Get a keyword by text

detail = await memory.knowledge.keywords.get("RETURN POLICY")
print(detail.text)            # RETURN POLICY
print(detail.score)           # 1.8
print(detail.document_count)  # 12
print([d.id for d in detail.documents])

Vector search over keywords

Find keywords semantically similar to a query string. This uses the keyword text embeddings rather than the chunk embeddings, making it useful for building keyword-expansion pipelines:

similar = await memory.knowledge.keywords.search("refund policies", k=10)
for kw in similar:
    print(kw.text, kw.similarity)
# RETURN POLICY     0.94
# REFUND WINDOW     0.91
# EXCHANGE POLICY   0.88

Co-occurrence neighbours

Retrieve keywords that frequently co-occur with a given keyword across the document corpus. Co-occurrence is weighted by PMI: pairs that appear together more than their individual frequencies would predict receive higher scores.

related = await memory.knowledge.keywords.related("RETURN POLICY")
for kw in related:
    print(kw.text, kw.pmi_score)
# UNOPENED ITEMS     2.3
# REFUND             2.1
# PURCHASE DATE      1.9
# EXCHANGE           1.7

BM25 full-text search

Spectron indexes all chunk text in a full-text index using the spectron_analyzer. The analyser applies two tokenisation passes:

Blank tokeniser: splits on whitespace only, preserving punctuation within tokens (useful for product codes like MLWK3LL/A)
Class tokeniser: splits on character class boundaries (letter/digit transitions), which separates alphanumeric identifiers without requiring spaces

Both passes feed through two token filters:

Lowercase: case-normalisation for consistent matching
Snowball: English stemming (e.g. returning → return, purchases → purchas)

This combination means that BM25 matches both exact-cased identifiers (via blank tokeniser) and inflected natural-language terms (via class tokeniser + Snowball).

BM25 is invoked automatically when you use mode="bm25" or mode="hybrid" in the query endpoint. The BM25 score contributes to the RRF fusion in hybrid mode.

# Pure BM25 – best for exact-term matching
hits = await memory.knowledge.query(
    query="MLWK3LL/A MacBook Pro",
    mode="bm25",
    k=10,
    scope={"org": "acme"},
)

Keyword graph in hybrid_graph retrieval

When mode="hybrid_graph" is used, keywords serve as intermediate nodes in the graph-density rerank. The retrieval pipeline:

Runs hybrid (vector + BM25) to produce initial candidates.
Embeds the query and finds the top-k matching keyword nodes.
Expands from those keyword nodes through knowledge_has_keyword edges to include additional chunks that share relevant keywords.
Boosts the score of candidates that are reachable through high-PMI co-occurrence chains from the matched keywords.
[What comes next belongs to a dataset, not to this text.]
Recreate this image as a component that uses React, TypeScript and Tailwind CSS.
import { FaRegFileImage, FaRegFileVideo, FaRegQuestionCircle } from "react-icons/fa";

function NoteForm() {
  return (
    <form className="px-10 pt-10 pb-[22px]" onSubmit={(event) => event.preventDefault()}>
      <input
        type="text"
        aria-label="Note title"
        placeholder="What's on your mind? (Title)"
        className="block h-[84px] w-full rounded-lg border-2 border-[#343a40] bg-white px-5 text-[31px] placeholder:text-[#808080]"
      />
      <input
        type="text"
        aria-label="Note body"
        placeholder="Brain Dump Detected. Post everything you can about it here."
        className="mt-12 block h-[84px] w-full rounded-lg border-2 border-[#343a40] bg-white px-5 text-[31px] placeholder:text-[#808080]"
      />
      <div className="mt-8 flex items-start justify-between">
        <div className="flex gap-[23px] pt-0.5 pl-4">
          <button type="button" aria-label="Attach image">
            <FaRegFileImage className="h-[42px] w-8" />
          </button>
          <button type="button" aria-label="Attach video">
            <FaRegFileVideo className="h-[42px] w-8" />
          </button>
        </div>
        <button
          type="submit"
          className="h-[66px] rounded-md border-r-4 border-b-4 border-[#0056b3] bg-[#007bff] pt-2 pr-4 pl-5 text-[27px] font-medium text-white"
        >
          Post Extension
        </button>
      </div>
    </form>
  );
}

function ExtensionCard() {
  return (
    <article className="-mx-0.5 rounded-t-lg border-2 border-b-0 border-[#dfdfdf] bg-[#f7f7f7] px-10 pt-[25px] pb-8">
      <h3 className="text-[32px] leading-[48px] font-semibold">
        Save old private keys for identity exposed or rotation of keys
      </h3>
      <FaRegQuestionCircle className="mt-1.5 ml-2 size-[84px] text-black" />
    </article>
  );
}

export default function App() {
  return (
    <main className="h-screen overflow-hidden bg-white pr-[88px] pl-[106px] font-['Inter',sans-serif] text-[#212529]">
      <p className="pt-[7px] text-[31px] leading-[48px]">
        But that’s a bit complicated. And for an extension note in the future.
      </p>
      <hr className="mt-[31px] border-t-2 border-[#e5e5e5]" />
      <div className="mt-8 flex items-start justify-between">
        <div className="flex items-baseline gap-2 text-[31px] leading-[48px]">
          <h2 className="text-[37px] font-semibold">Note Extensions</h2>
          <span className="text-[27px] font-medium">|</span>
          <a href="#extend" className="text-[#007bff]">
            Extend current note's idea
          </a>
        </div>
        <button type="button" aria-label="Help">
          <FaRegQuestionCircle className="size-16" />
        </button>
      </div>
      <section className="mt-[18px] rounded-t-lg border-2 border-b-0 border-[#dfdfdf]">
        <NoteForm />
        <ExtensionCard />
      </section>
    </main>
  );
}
This means a query containing "returns" will boost any chunk connected to the keywords RETURN POLICY, RETURN WINDOW, and REFUND – even if the chunk's embedding or term frequency score would not have ranked it highly on its own.

When to use keyword versus vector search

Query type	Recommended mode
Product SKU, model number, API key fragment	`bm25`
Exact phrase from a document	`bm25`
Natural-language question (paraphrase likely)	`vector` or `hybrid`
Mixed: named entities + prose context	`hybrid`
Graph-connected topic exploration	`hybrid_graph`
Keyword discovery and corpus analysis	Keyword endpoints

In practice, hybrid or hybrid_graph are the right defaults for most production queries. Use bm25 directly only when you have strong reason to believe exact-match precision matters more than recall – for example, in lookup-style queries where the answer is a specific document known to contain an exact string.